Write out the material again exactly, please, and omit the pictures.
-------------------------
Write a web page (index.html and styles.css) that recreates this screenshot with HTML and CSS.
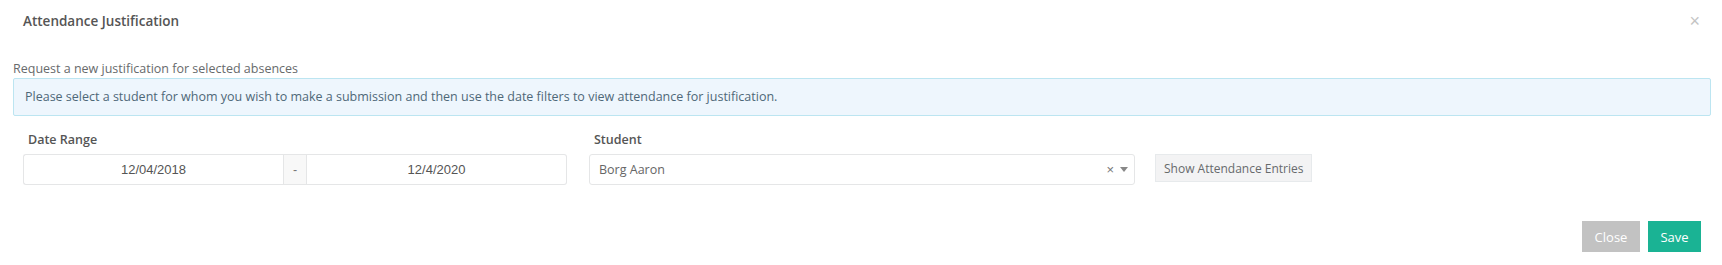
FILE: index.html
```html
<!DOCTYPE html>
<html lang="en">
<head>
<meta charset="utf-8">
<title>Attendance Justification</title>
<link rel="stylesheet" href="styles.css">
</head>
<body>
<div class="modal">
  <div class="modal-header">
    <h4 class="modal-title">Attendance Justification</h4>
    <span class="modal-close">&times;</span>
  </div>
  <div class="modal-body">
    <p class="intro">Request a new justification for selected absences</p>
    <div class="alert">Please select a student for whom you wish to make a submission and then use the date filters to view attendance for justification.</div>
    <div class="row">
      <div class="col">
        <label class="field-label">Date Range</label>
        <div class="date-group">
          <div class="date-input">12/04/2018</div>
          <div class="date-sep">-</div>
          <div class="date-input">12/4/2020</div>
        </div>
      </div>
      <div class="col">
        <label class="field-label">Student</label>
        <div class="select">
          <span class="select-value">Borg Aaron</span>
          <span class="select-clear">&times;</span>
          <span class="select-arrow"></span>
        </div>
      </div>
      <div class="col col-btn">
        <button class="btn-show">Show Attendance Entries</button>
      </div>
    </div>
  </div>
  <div class="modal-footer">
    <button class="btn btn-close">Close</button>
    <button class="btn btn-save">Save</button>
  </div>
</div>
</body>
</html>
```

FILE: styles.css
```css
* { box-sizing: border-box; }
body {
  margin: 0;
  background: #ffffff;
  font-family: "Open Sans", "Noto Sans", sans-serif;
  font-size: 12.5px;
  color: #676a6c;
}
.modal { width: 1722px; height: 265px; }
.modal-header {
  display: flex;
  justify-content: space-between;
  align-items: flex-start;
  padding: 11px 22px 0 23px;
  height: 60px;
}
.modal-title {
  margin: 0;
  font-size: 13.5px;
  line-height: 20px;
  font-weight: 600;
  color: #555555;
}
.modal-close {
  font-family: "Liberation Sans", Arial, sans-serif;
  font-size: 18px;
  line-height: 20px;
  color: #c4c4c4;
  margin-top: 0;
}
.modal-body { padding: 0 11px 0 13px; }
.intro {
  margin: 0;
  line-height: 18px;
  color: #676a6c;
}
.alert {
  background: #eef6fd;
  border: 1px solid #bce5f1;
  border-radius: 2px;
  padding: 9px 11px;
  line-height: 18px;
  color: #4e6878;
}
.row {
  display: flex;
  margin-top: 15px;
}
.col {
  width: 566px;
  padding: 0 10px;
  display: flex;
  flex-direction: column;
}
.col-btn { padding-top: 23px; align-items: flex-start; }
.field-label {
  display: block;
  padding-left: 5px;
  font-weight: 600;
  line-height: 18px;
  color: #555555;
  margin-bottom: 5px;
}
.date-group {
  display: flex;
  height: 31px;
  width: 544px;
}
.date-input {
  width: 260px;
  border: 1px solid #e5e6e7;
  background: #fff;
  display: flex;
  align-items: center;
  justify-content: center;
  font-family: "Liberation Sans", Arial, sans-serif;
  font-size: 13px;
  color: #555555;
}
.date-input:first-child { border-radius: 3px 0 0 3px; border-right: none; }
.date-input:last-child { border-radius: 0 3px 3px 0; border-left: none; }
.date-sep {
  width: 24px;
  background: #f8f8f8;
  border: 1px solid #e5e6e7;
  display: flex;
  align-items: center;
  justify-content: center;
  font-family: "Liberation Sans", Arial, sans-serif;
  color: #777;
}
.select {
  display: flex;
  align-items: center;
  height: 31px;
  border: 1px solid #e5e6e7;
  border-radius: 3px;
  background: #fff;
  padding: 0 4px 0 9px;
  color: #666666;
}
.select-value { flex: 1; }
.select-clear {
  font-family: "Liberation Sans", Arial, sans-serif;
  font-size: 13px;
  color: #777;
  margin-right: 6px;
  line-height: 1;
}
.select-arrow {
  width: 0; height: 0;
  border-left: 4px solid transparent;
  border-right: 4px solid transparent;
  border-top: 5px solid #888;
  margin-right: 2px;
}
.btn-show {
  height: 28px;
  padding: 0 8px;
  background: #f3f3f4;
  border: 1px solid #e7eaec;
  border-radius: 0;
  font-family: "Open Sans", "Noto Sans", sans-serif;
  font-size: 12px;
  color: #676a6c;
}
.modal-footer {
  display: flex;
  justify-content: flex-end;
  gap: 8px;
  padding: 36px 21px 0 0;
}
.btn {
  height: 31px;
  border: none;
  border-radius: 0;
  font-family: "Open Sans", "Noto Sans", sans-serif;
  font-size: 13px;
  color: #fff;
}
.btn-close { width: 58px; background: #c2c2c2; }
.btn-save { width: 53px; background: #1ab394; }
```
-------------------------
(Result below):
Write a web page (index.html and styles.css) that recreates this screenshot with HTML and CSS.
FILE: index.html
```html
<!DOCTYPE html>
<html lang="en">
<head>
<meta charset="utf-8">
<title>Attendance Justification</title>
<link rel="stylesheet" href="styles.css">
</head>
<body>
<div class="modal">
  <div class="modal-header">
    <h4 class="modal-title">Attendance Justification</h4>
    <span class="modal-close">&times;</span>
  </div>
  <div class="modal-body">
    <p class="intro">Request a new justification for selected absences</p>
    <div class="alert">Please select a student for whom you wish to make a submission and then use the date filters to view attendance for justification.</div>
    <div class="row">
      <div class="col">
        <label class="field-label">Date Range</label>
        <div class="date-group">
          <div class="date-input">12/04/2018</div>
          <div class="date-sep">-</div>
          <div class="date-input">12/4/2020</div>
        </div>
      </div>
      <div class="col">
        <label class="field-label">Student</label>
        <div class="select">
          <span class="select-value">Borg Aaron</span>
          <span class="select-clear">&times;</span>
          <span class="select-arrow"></span>
        </div>
      </div>
      <div class="col col-btn">
        <button class="btn-show">Show Attendance Entries</button>
      </div>
    </div>
  </div>
  <div class="modal-footer">
    <button class="btn btn-close">Close</button>
    <button class="btn btn-save">Save</button>
  </div>
</div>
</body>
</html>
```

FILE: styles.css
```css
* { box-sizing: border-box; }
body {
  margin: 0;
  background: #ffffff;
  font-family: "Open Sans", "Noto Sans", sans-serif;
  font-size: 12.5px;
  color: #676a6c;
}
.modal { width: 1722px; height: 265px; }
.modal-header {
  display: flex;
  justify-content: space-between;
  align-items: flex-start;
  padding: 11px 22px 0 23px;
  height: 60px;
}
.modal-title {
  margin: 0;
  font-size: 13.5px;
  line-height: 20px;
  font-weight: 600;
  color: #555555;
}
.modal-close {
  font-family: "Liberation Sans", Arial, sans-serif;
  font-size: 18px;
  line-height: 20px;
  color: #c4c4c4;
  margin-top: 0;
}
.modal-body { padding: 0 11px 0 13px; }
.intro {
  margin: 0;
  line-height: 18px;
  color: #676a6c;
}
.alert {
  background: #eef6fd;
  border: 1px solid #bce5f1;
  border-radius: 2px;
  padding: 9px 11px;
  line-height: 18px;
  color: #4e6878;
}
.row {
  display: flex;
  margin-top: 15px;
}
.col {
  width: 566px;
  padding: 0 10px;
  display: flex;
  flex-direction: column;
}
.col-btn { padding-top: 23px; align-items: flex-start; }
.field-label {
  display: block;
  padding-left: 5px;
  font-weight: 600;
  line-height: 18px;
  color: #555555;
  margin-bottom: 5px;
}
.date-group {
  display: flex;
  height: 31px;
  width: 544px;
}
.date-input {
  width: 260px;
  border: 1px solid #e5e6e7;
  background: #fff;
  display: flex;
  align-items: center;
  justify-content: center;
  font-family: "Liberation Sans", Arial, sans-serif;
  font-size: 13px;
  color: #555555;
}
.date-input:first-child { border-radius: 3px 0 0 3px; border-right: none; }
.date-input:last-child { border-radius: 0 3px 3px 0; border-left: none; }
.date-sep {
  width: 24px;
  background: #f8f8f8;
  border: 1px solid #e5e6e7;
  display: flex;
  align-items: center;
  justify-content: center;
  font-family: "Liberation Sans", Arial, sans-serif;
  color: #777;
}
.select {
  display: flex;
  align-items: center;
  height: 31px;
  border: 1px solid #e5e6e7;
  border-radius: 3px;
  background: #fff;
  padding: 0 4px 0 9px;
  color: #666666;
}
.select-value { flex: 1; }
.select-clear {
  font-family: "Liberation Sans", Arial, sans-serif;
  font-size: 13px;
  color: #777;
  margin-right: 6px;
  line-height: 1;
}
.select-arrow {
  width: 0; height: 0;
  border-left: 4px solid transparent;
  border-right: 4px solid transparent;
  border-top: 5px solid #888;
  margin-right: 2px;
}
.btn-show {
  height: 28px;
  padding: 0 8px;
  background: #f3f3f4;
  border: 1px solid #e7eaec;
  border-radius: 0;
  font-family: "Open Sans", "Noto Sans", sans-serif;
  font-size: 12px;
  color: #676a6c;
}
.modal-footer {
  display: flex;
  justify-content: flex-end;
  gap: 8px;
  padding: 36px 21px 0 0;
}
.btn {
  height: 31px;
  border: none;
  border-radius: 0;
  font-family: "Open Sans", "Noto Sans", sans-serif;
  font-size: 13px;
  color: #fff;
}
.btn-close { width: 58px; background: #c2c2c2; }
.btn-save { width: 53px; background: #1ab394; }
```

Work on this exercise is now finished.